Build community resilience through fostering community ties and collaborative working


Credit: JRF

On this page:





Some problems are too complex for one organisation to manage on their own: Extreme weather events and climate change fall into this category, as do efforts to tackle fuel poverty and reduce carbon emissions. This section explores how collaboration can be developed across organisations and with the public, to address these issues and support local community resilience to climate change.



Working in collaboration


Collaboration can take various forms, from formal partnerships between agencies to co-production of services with the public. Less formal cooperation between different parties recognising the varying skills, roles and responsibilities and capacities each can offer, can also be important.

  • Partnership working can be defined as “an agreement between two or more independent bodies to work collectively to achieve an objective1" though partnerships can vary in their resources, scale and scope of participation.
  • An alternative approach, which gives more control to communities is to co-produce services: “Co-production means delivering public services in an equal and reciprocal relationship between professionals, people using services, their families and their neighbours. Where activities are co-produced in this way, both services and neighbourhoods become far more effective agents of change2.” This approach recognises the resources and skills of communities and that they can be a critical part of solutions.


There are several ways in which communities can participate in supporting actions that improve climate resilience. The National Council of Voluntary Organisation’s (NCVO) Pathways through Participation project identifies three forms of participation:


  • Public participation (activities between individuals and the state, e.g. through responding to public consultations);
  • Social participation (activities between individuals wholly or partly independent of the state, e.g. through community groups)
  • Individual participation (activities which are independently governed, e.g. personal donations)3.

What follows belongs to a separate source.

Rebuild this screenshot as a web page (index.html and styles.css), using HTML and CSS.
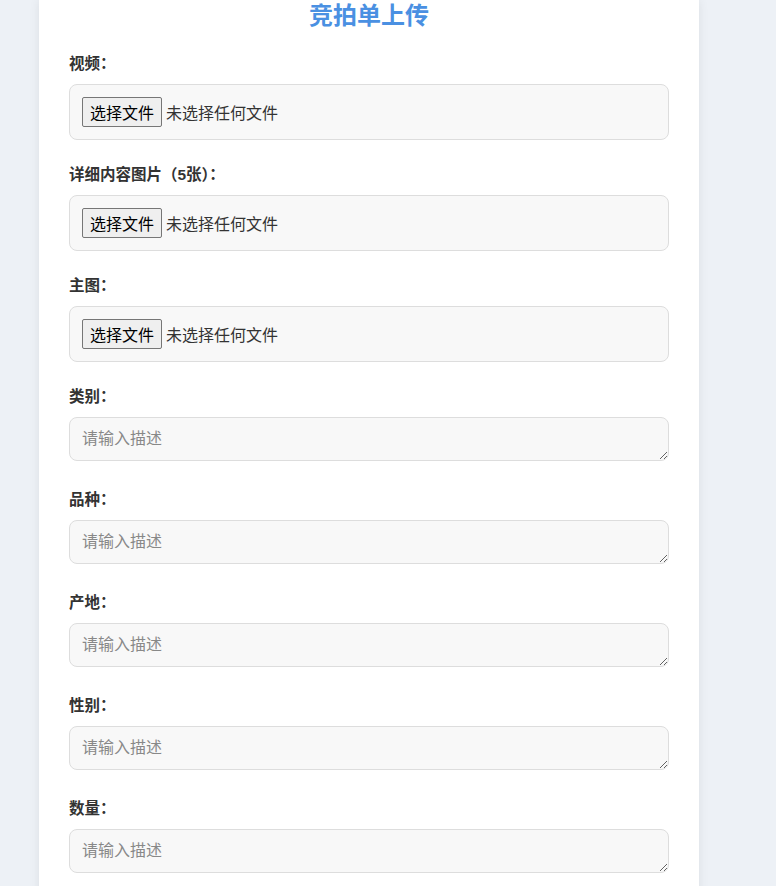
FILE: index.html
```html
<!DOCTYPE html>
<html lang="zh-CN">
<head>
    <meta charset="UTF-8">
    <meta name="viewport" content="width=device-width, initial-scale=1.0">
    <title>竞拍单上传</title>
    <link rel="stylesheet" href="styles.css">
</head>
<body>

    <div class="container">
        <h1>竞拍单上传</h1>

        <form class="upload-form">
            <!-- 文件上传 -->
            <div class="form-group">
                <label for="video">视频：</label>
                <div class="file-box">
                    <input type="file" id="video" accept="video/*">
                    <label for="video" class="file-btn">选择文件</label>
                    <span class="file-name">未选择任何文件</span>
                </div>
            </div>
            <div class="form-group">
                <label for="detail">详细内容图片（5张）：</label>
                <div class="file-box">
                    <input type="file" id="detail" accept="image/*" multiple>
                    <label for="detail" class="file-btn">选择文件</label>
                    <span class="file-name">未选择任何文件</span>
                </div>
            </div>
            <div class="form-group">
                <label for="cover">主图：</label>
                <div class="file-box">
                    <input type="file" id="cover" accept="image/*">
                    <label for="cover" class="file-btn">选择文件</label>
                    <span class="file-name">未选择任何文件</span>
                </div>
            </div>

            <!-- 文字描述 -->
            <div class="form-group">
                <label>类别：</label>
                <textarea placeholder="请输入描述"></textarea>
            </div>
            <div class="form-group">
                <label>品种：</label>
                <textarea placeholder="请输入描述"></textarea>
            </div>
            <div class="form-group">
                <label>产地：</label>
                <textarea placeholder="请输入描述"></textarea>
            </div>
            <div class="form-group">
                <label>性别：</label>
                <textarea placeholder="请输入描述"></textarea>
            </div>
            <div class="form-group">
                <label>数量：</label>
                <textarea placeholder="请输入描述"></textarea>
            </div>
        </form>
    </div>

</body>
</html>
```

FILE: styles.css
```css
/* 页面整体 */
body {
    margin: 0;
    background-color: #edf1f6;
    font-family: "Liberation Sans", "Noto Sans CJK SC", sans-serif;
    color: #333;
}

.container {
    width: 600px;
    margin-left: 39px;
    padding: 0 30px 30px;
    background-color: #fff;
    box-shadow: 0 0 10px rgba(0, 0, 0, 0.08);
}

h1 {
    margin: 0 0 22px;
    line-height: 32px;
    font-size: 24px;
    text-align: center;
    color: #4a90e2;
}

/* 表单项 */
.form-group {
    margin-bottom: 25px;
}

.form-group > label {
    display: block;
    margin-bottom: 10px;
    font-size: 15.5px;
    line-height: 20px;
    font-weight: bold;
    color: #333;
}

/* 文件选择框 */
.file-box {
    display: flex;
    align-items: center;
    height: 56px;
    box-sizing: border-box;
    padding: 0 12px;
    font-size: 16px;
    background-color: #f8f8f8;
    border: 1px solid #ddd;
    border-radius: 8px;
}

.file-box input[type="file"] {
    display: none;
}

.file-btn {
    display: flex;
    align-items: center;
    height: 30px;
    box-sizing: border-box;
    padding: 0 7px;
    margin-right: 4px;
    border: 1px solid #767676;
    border-radius: 2px;
    background-color: #efefef;
    color: #000;
    cursor: pointer;
}

.file-name {
    color: #333;
}

.form-group textarea {
    display: block;
    width: 100%;
    height: 44px;
    box-sizing: border-box;
    padding: 10px 12px;
    font-size: 16px;
    line-height: 22px;
    font-family: inherit;
    color: #333;
    background-color: #f8f8f8;
    border: 1px solid #ddd;
    border-radius: 8px;
    resize: vertical;
}

.form-group:has(textarea) {
    margin-bottom: 29px;
}

textarea::placeholder {
    color: #888;
}
```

This section primarily focuses on how public services could support public participation and work collaboratively together, but recognises that fostering community ties requires recognition of the other forms of participation which may also be important for climate change responses.


Evidence shows that collaborative working is worth the time and effort required to build networks, meet and discuss ideas, listen to and understand other perspectives and language, develop shared goals and work through problems and issues which emerge as this can often lead to new ideas, new insights and new resources which would otherwise be missed.    


Research carried out as part of the Climate Just project suggests that networks of organisations working with socially vulnerable groups, and networks of organisations working on issues associated with climate change and extreme weather are poorly connected and appear to operate largely independently. This has also been seen in community organisations where there is a lack of joint working between groups working on social justice, environmental and community themes4.


Nevertheless, there are opportunities for socially and environmentally focused networks to be brought together to support climate resilience at a local level. Local resilience fora are a useful network established for emergency planning while health and wellbeing boards provide an important opportunity to bring local government and health responses together. In addition there are regional branches of national organisations and agencies.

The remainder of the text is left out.